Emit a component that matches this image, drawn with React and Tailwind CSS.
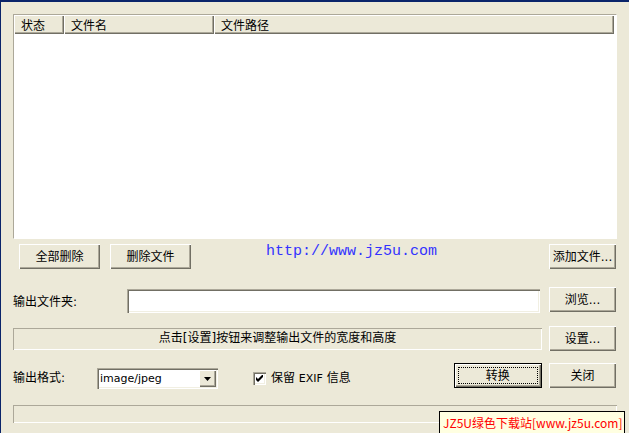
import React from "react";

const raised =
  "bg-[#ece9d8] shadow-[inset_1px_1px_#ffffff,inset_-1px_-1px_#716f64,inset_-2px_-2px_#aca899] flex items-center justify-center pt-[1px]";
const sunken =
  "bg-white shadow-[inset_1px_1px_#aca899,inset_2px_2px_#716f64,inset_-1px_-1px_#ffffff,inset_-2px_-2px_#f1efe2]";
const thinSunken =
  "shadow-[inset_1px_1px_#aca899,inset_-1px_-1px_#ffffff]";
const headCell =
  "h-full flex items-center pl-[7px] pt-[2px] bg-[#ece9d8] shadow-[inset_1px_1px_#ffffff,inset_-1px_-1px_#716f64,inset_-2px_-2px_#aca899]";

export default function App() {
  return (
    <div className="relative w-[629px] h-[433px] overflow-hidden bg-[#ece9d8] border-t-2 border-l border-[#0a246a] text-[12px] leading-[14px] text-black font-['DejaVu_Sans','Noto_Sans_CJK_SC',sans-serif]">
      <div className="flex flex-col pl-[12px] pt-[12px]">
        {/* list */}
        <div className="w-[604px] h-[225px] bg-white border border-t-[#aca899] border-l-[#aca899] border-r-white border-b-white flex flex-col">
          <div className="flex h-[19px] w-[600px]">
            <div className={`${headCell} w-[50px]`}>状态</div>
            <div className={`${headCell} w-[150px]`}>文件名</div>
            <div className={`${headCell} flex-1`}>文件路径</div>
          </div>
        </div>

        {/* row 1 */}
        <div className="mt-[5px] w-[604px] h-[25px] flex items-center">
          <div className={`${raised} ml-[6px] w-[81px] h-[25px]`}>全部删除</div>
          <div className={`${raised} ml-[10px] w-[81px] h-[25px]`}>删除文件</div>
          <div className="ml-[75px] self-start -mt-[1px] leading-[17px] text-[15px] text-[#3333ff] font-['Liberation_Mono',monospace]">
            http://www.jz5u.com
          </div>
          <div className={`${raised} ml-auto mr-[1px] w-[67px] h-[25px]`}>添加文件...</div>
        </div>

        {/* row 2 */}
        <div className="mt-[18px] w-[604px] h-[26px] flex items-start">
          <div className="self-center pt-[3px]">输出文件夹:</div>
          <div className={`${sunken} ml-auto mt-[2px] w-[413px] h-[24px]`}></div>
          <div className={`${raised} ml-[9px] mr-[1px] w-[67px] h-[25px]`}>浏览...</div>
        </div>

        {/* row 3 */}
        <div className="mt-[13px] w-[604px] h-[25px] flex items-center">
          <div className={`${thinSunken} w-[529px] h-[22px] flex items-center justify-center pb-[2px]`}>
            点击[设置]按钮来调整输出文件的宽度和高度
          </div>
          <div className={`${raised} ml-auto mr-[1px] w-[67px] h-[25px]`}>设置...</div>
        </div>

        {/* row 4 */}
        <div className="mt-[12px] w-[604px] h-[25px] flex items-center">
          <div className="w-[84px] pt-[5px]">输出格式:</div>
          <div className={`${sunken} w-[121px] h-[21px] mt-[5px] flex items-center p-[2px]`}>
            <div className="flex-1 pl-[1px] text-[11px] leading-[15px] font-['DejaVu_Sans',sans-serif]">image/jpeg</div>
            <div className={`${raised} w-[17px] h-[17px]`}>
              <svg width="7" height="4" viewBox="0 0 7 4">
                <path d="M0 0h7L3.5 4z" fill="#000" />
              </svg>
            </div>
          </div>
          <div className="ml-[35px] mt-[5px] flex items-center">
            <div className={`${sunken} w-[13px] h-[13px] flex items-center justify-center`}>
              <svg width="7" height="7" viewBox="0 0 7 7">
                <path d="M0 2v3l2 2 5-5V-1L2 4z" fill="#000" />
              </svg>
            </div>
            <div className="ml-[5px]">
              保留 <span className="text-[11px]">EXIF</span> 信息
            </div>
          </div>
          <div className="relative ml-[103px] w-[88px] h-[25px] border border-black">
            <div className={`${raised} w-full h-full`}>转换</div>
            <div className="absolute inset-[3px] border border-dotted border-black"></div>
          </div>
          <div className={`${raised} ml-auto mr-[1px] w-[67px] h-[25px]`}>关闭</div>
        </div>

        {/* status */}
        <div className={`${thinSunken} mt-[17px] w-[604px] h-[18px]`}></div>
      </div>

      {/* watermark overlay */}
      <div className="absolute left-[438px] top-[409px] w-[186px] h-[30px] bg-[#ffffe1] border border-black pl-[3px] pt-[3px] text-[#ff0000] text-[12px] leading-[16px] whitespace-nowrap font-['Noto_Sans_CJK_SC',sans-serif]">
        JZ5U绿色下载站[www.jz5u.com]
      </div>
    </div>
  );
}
____________
(Short problem) Identify lines with the string "React". Copy each one.

(Exercise answer)
Emit a component that matches this image, drawn with React and Tailwind CSS.
import React from "react";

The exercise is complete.